[Directive]: Retype the whole listing below, character for character.

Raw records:
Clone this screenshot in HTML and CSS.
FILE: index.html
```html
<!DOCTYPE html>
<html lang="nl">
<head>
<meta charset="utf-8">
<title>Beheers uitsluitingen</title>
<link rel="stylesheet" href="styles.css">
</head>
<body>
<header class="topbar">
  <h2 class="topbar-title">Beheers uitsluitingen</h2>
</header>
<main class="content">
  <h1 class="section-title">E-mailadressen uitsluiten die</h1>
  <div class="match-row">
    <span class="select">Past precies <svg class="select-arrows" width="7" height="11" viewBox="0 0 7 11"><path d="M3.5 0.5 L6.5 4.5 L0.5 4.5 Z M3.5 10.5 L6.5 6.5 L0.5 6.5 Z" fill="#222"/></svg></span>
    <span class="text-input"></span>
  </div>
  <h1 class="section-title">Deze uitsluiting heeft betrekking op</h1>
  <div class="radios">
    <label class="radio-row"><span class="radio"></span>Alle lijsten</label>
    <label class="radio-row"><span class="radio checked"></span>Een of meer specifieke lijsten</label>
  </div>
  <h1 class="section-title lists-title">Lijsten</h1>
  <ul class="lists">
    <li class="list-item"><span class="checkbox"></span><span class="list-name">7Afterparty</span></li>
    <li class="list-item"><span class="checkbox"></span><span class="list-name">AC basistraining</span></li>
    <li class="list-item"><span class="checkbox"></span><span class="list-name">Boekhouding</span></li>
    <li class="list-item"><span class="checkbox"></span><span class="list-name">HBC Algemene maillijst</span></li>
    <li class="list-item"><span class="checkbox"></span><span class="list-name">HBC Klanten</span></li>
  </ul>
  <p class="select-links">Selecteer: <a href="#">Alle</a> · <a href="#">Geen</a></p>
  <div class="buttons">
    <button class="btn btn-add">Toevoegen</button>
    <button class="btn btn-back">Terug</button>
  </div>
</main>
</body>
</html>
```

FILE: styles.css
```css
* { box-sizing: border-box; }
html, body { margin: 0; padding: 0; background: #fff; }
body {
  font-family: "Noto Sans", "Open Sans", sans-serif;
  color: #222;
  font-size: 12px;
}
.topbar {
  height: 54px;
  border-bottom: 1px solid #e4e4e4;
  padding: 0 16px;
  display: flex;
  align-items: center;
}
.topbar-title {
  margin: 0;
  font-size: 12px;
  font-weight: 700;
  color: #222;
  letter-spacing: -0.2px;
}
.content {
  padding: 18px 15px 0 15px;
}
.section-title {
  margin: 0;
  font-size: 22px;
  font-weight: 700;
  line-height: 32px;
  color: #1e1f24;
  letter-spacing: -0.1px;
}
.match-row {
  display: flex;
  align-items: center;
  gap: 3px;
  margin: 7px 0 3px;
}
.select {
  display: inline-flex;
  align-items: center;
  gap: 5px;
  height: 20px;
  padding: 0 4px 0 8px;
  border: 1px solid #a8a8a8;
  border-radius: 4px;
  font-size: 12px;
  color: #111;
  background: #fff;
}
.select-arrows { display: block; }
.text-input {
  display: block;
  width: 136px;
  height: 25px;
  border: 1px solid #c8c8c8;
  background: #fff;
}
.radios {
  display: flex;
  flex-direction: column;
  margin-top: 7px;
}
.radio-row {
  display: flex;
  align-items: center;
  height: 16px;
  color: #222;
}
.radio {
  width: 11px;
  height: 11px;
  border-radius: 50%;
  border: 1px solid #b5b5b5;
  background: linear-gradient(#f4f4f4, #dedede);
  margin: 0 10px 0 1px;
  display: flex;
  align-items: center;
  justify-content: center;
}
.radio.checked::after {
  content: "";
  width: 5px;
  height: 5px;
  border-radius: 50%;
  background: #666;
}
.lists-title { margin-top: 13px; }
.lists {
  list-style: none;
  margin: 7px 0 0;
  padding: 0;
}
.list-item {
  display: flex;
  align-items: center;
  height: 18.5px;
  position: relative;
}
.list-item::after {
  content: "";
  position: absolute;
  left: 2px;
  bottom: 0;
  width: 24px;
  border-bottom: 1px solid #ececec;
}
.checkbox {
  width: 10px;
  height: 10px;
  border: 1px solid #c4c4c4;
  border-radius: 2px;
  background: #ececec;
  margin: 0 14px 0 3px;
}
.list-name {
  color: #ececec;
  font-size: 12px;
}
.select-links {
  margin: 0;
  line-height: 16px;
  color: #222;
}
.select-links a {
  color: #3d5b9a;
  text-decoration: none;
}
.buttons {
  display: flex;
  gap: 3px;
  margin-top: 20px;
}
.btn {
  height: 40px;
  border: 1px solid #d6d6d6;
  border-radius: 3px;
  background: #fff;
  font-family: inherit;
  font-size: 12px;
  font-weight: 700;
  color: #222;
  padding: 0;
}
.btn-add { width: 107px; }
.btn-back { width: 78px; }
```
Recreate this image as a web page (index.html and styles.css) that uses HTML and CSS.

[Task solution]:
Clone this screenshot in HTML and CSS.
FILE: index.html
```html
<!DOCTYPE html>
<html lang="nl">
<head>
<meta charset="utf-8">
<title>Beheers uitsluitingen</title>
<link rel="stylesheet" href="styles.css">
</head>
<body>
<header class="topbar">
  <h2 class="topbar-title">Beheers uitsluitingen</h2>
</header>
<main class="content">
  <h1 class="section-title">E-mailadressen uitsluiten die</h1>
  <div class="match-row">
    <span class="select">Past precies <svg class="select-arrows" width="7" height="11" viewBox="0 0 7 11"><path d="M3.5 0.5 L6.5 4.5 L0.5 4.5 Z M3.5 10.5 L6.5 6.5 L0.5 6.5 Z" fill="#222"/></svg></span>
    <span class="text-input"></span>
  </div>
  <h1 class="section-title">Deze uitsluiting heeft betrekking op</h1>
  <div class="radios">
    <label class="radio-row"><span class="radio"></span>Alle lijsten</label>
    <label class="radio-row"><span class="radio checked"></span>Een of meer specifieke lijsten</label>
  </div>
  <h1 class="section-title lists-title">Lijsten</h1>
  <ul class="lists">
    <li class="list-item"><span class="checkbox"></span><span class="list-name">7Afterparty</span></li>
    <li class="list-item"><span class="checkbox"></span><span class="list-name">AC basistraining</span></li>
    <li class="list-item"><span class="checkbox"></span><span class="list-name">Boekhouding</span></li>
    <li class="list-item"><span class="checkbox"></span><span class="list-name">HBC Algemene maillijst</span></li>
    <li class="list-item"><span class="checkbox"></span><span class="list-name">HBC Klanten</span></li>
  </ul>
  <p class="select-links">Selecteer: <a href="#">Alle</a> · <a href="#">Geen</a></p>
  <div class="buttons">
    <button class="btn btn-add">Toevoegen</button>
    <button class="btn btn-back">Terug</button>
  </div>
</main>
</body>
</html>
```

FILE: styles.css
```css
* { box-sizing: border-box; }
html, body { margin: 0; padding: 0; background: #fff; }
body {
  font-family: "Noto Sans", "Open Sans", sans-serif;
  color: #222;
  font-size: 12px;
}
.topbar {
  height: 54px;
  border-bottom: 1px solid #e4e4e4;
  padding: 0 16px;
  display: flex;
  align-items: center;
}
.topbar-title {
  margin: 0;
  font-size: 12px;
  font-weight: 700;
  color: #222;
  letter-spacing: -0.2px;
}
.content {
  padding: 18px 15px 0 15px;
}
.section-title {
  margin: 0;
  font-size: 22px;
  font-weight: 700;
  line-height: 32px;
  color: #1e1f24;
  letter-spacing: -0.1px;
}
.match-row {
  display: flex;
  align-items: center;
  gap: 3px;
  margin: 7px 0 3px;
}
.select {
  display: inline-flex;
  align-items: center;
  gap: 5px;
  height: 20px;
  padding: 0 4px 0 8px;
  border: 1px solid #a8a8a8;
  border-radius: 4px;
  font-size: 12px;
  color: #111;
  background: #fff;
}
.select-arrows { display: block; }
.text-input {
  display: block;
  width: 136px;
  height: 25px;
  border: 1px solid #c8c8c8;
  background: #fff;
}
.radios {
  display: flex;
  flex-direction: column;
  margin-top: 7px;
}
.radio-row {
  display: flex;
  align-items: center;
  height: 16px;
  color: #222;
}
.radio {
  width: 11px;
  height: 11px;
  border-radius: 50%;
  border: 1px solid #b5b5b5;
  background: linear-gradient(#f4f4f4, #dedede);
  margin: 0 10px 0 1px;
  display: flex;
  align-items: center;
  justify-content: center;
}
.radio.checked::after {
  content: "";
  width: 5px;
  height: 5px;
  border-radius: 50%;
  background: #666;
}
.lists-title { margin-top: 13px; }
.lists {
  list-style: none;
  margin: 7px 0 0;
  padding: 0;
}
.list-item {
  display: flex;
  align-items: center;
  height: 18.5px;
  position: relative;
}
.list-item::after {
  content: "";
  position: absolute;
  left: 2px;
  bottom: 0;
  width: 24px;
  border-bottom: 1px solid #ececec;
}
.checkbox {
  width: 10px;
  height: 10px;
  border: 1px solid #c4c4c4;
  border-radius: 2px;
  background: #ececec;
  margin: 0 14px 0 3px;
}
.list-name {
  color: #ececec;
  font-size: 12px;
}
.select-links {
  margin: 0;
  line-height: 16px;
  color: #222;
}
.select-links a {
  color: #3d5b9a;
  text-decoration: none;
}
.buttons {
  display: flex;
  gap: 3px;
  margin-top: 20px;
}
.btn {
  height: 40px;
  border: 1px solid #d6d6d6;
  border-radius: 3px;
  background: #fff;
  font-family: inherit;
  font-size: 12px;
  font-weight: 700;
  color: #222;
  padding: 0;
}
.btn-add { width: 107px; }
.btn-back { width: 78px; }
```
Recreate this image as a web page (index.html and styles.css) that uses HTML and CSS.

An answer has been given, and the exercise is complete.